▸ What the task asks: Pick out every line with the word "index" and copy it.

[START Collected data]

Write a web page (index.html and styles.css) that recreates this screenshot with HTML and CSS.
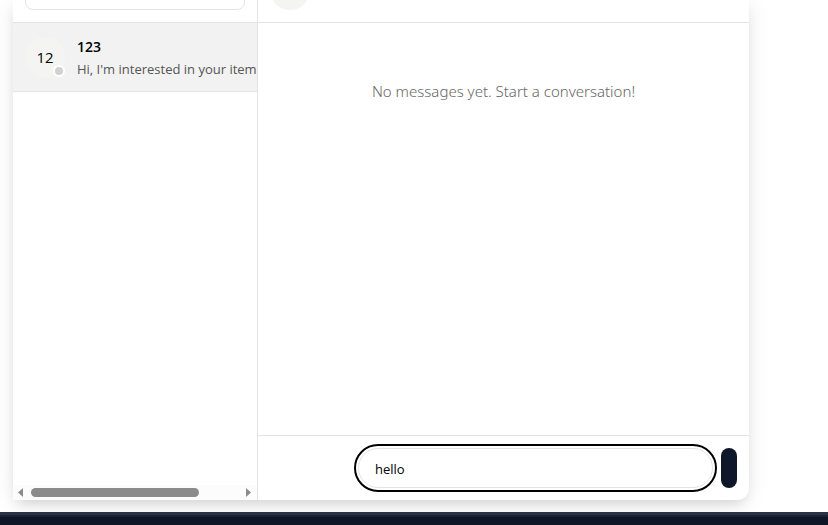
FILE: index.html
```html
<!DOCTYPE html>
<html lang="en">
<head>
<meta charset="utf-8">
<meta name="viewport" content="width=device-width, initial-scale=1">
<title>Messages</title>
<link rel="stylesheet" href="styles.css">
</head>
<body>
<main class="chat">
  <aside class="sidebar">
    <div class="search"><input class="search-input" type="search" aria-label="Search conversations"></div>
    <button class="conversation" type="button">
      <span class="avatar">12<span class="status"></span></span>
      <span class="summary">
        <span class="name">123</span>
        <span class="preview">Hi, I'm interested in your item</span>
      </span>
    </button>
    <div class="scrollbar" aria-hidden="true">
      <svg class="arrow" viewBox="0 0 5 9"><path d="M5 0V9L0 4.500Z"/></svg>
      <div class="track"><div class="thumb"></div></div>
      <svg class="arrow" viewBox="0 0 5 9"><path d="M0 0V9L5 4.500Z"/></svg>
    </div>
  </aside>
  <section class="thread">
    <header class="thread-header"><span class="contact-avatar"></span></header>
    <div class="messages"><p class="empty">No messages yet. Start a conversation!</p></div>
    <form class="composer">
      <input class="message-input" type="text" value="hello" aria-label="Message">
      <button class="send" type="submit" aria-label="Send"></button>
    </form>
  </section>
</main>
<footer class="footer"></footer>
</body>
</html>
```
FILE: styles.css
```css
* { box-sizing: border-box; }

body {
  margin: 0;
  min-height: 100vh;
  display: flex;
  flex-direction: column;
  overflow: hidden;
  background: #fff;
  color: #000;
  font-family: "Open Sans", "Noto Sans", sans-serif;
}

input, button { font: inherit; color: inherit; }

.chat {
  flex: 1;
  display: flex;
  margin: 0 79px 12px 13px;
  background: #fff;
  border-radius: 0 0 12px 0;
  box-shadow: 0 0 25px rgba(0, 0, 0, .07), 0 8px 14px -4px rgba(0, 0, 0, .14);
}

.sidebar {
  flex: 0 0 245px;
  display: flex;
  flex-direction: column;
  border-right: 1px solid #e4e4e4;
}

.search {
  height: 23px;
  display: flex;
  align-items: flex-end;
  padding: 0 12px 12px;
  border-bottom: 1px solid #e4e4e4;
  overflow: hidden;
}

.search-input {
  flex: 1;
  min-width: 0;
  height: 36px;
  border: 1px solid #e4e4e4;
  border-radius: 8px;
  background: #fff;
}

.conversation {
  display: flex;
  align-items: center;
  gap: 12px;
  height: 69px;
  padding: 0 0 0 12px;
  border: 0;
  border-bottom: 1px solid #e4e4e4;
  background: #f2f2f2;
  text-align: left;
  overflow: hidden;
}

.avatar {
  position: relative;
  flex: none;
  width: 40px;
  height: 40px;
  border-radius: 50%;
  background: #f4f4f3;
  font-size: 15px;
  line-height: 40px;
  text-align: center;
}

.status {
  position: absolute;
  right: 0;
  bottom: 0;
  width: 12px;
  height: 12px;
  border: 2px solid #fff;
  border-radius: 50%;
  background: #d1d1d1;
}

.summary {
  display: flex;
  flex-direction: column;
  white-space: nowrap;
}

.name {
  font-size: 14px;
  font-weight: 600;
  line-height: 24px;
}

.preview {
  color: #555;
  font-size: 13px;
  line-height: 20px;
}

.scrollbar {
  display: flex;
  align-items: center;
  gap: 8px;
  height: 15px;
  margin-top: auto;
  padding: 0 6px 0 5px;
  background: #fcfcfc;
}

.arrow {
  width: 5px;
  height: 9px;
  fill: #8b8b8b;
}

.track { flex: 1; }

.thumb {
  width: 81%;
  height: 9px;
  border-radius: 5px;
  background: #8b8b8b;
}

.thread {
  flex: 1;
  min-width: 0;
  display: flex;
  flex-direction: column;
}

.thread-header {
  height: 23px;
  display: flex;
  align-items: flex-end;
  padding: 0 12px 12px;
  border-bottom: 1px solid #e4e4e4;
  overflow: hidden;
}

.contact-avatar {
  flex: none;
  width: 40px;
  height: 40px;
  border-radius: 50%;
  background: #f4f4f3;
}

.messages {
  flex: 1;
  padding: 56px 16px;
}

.empty {
  margin: 0;
  color: #666;
  font-family: "Noto Sans", "Open Sans", sans-serif;
  font-size: 15px;
  font-weight: 300;
  line-height: 24px;
  text-align: center;
}

.composer {
  display: flex;
  gap: 8px;
  padding: 12px 12px 12px 100px;
  border-top: 1px solid #e4e4e4;
}

.message-input {
  flex: 1;
  min-width: 0;
  height: 40px;
  padding: 2px 16px 0;
  border: 1px solid #e4e4e4;
  border-radius: 20px;
  outline: 2px solid #000;
  outline-offset: 2px;
  background: #fff;
  font-size: 13px;
}

.send {
  width: 16px;
  height: 40px;
  padding: 0;
  border: 0;
  border-radius: 8px;
  background: #0f172a;
}

.footer {
  position: relative;
  height: 13px;
  border-top: 3px solid #2b3447;
  background: linear-gradient(#1a2233 2px, #0f1525 2px);
}
```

[END Collected data]

▸ Correct answer:
Write a web page (index.html and styles.css) that recreates this screenshot with HTML and CSS.
FILE: index.html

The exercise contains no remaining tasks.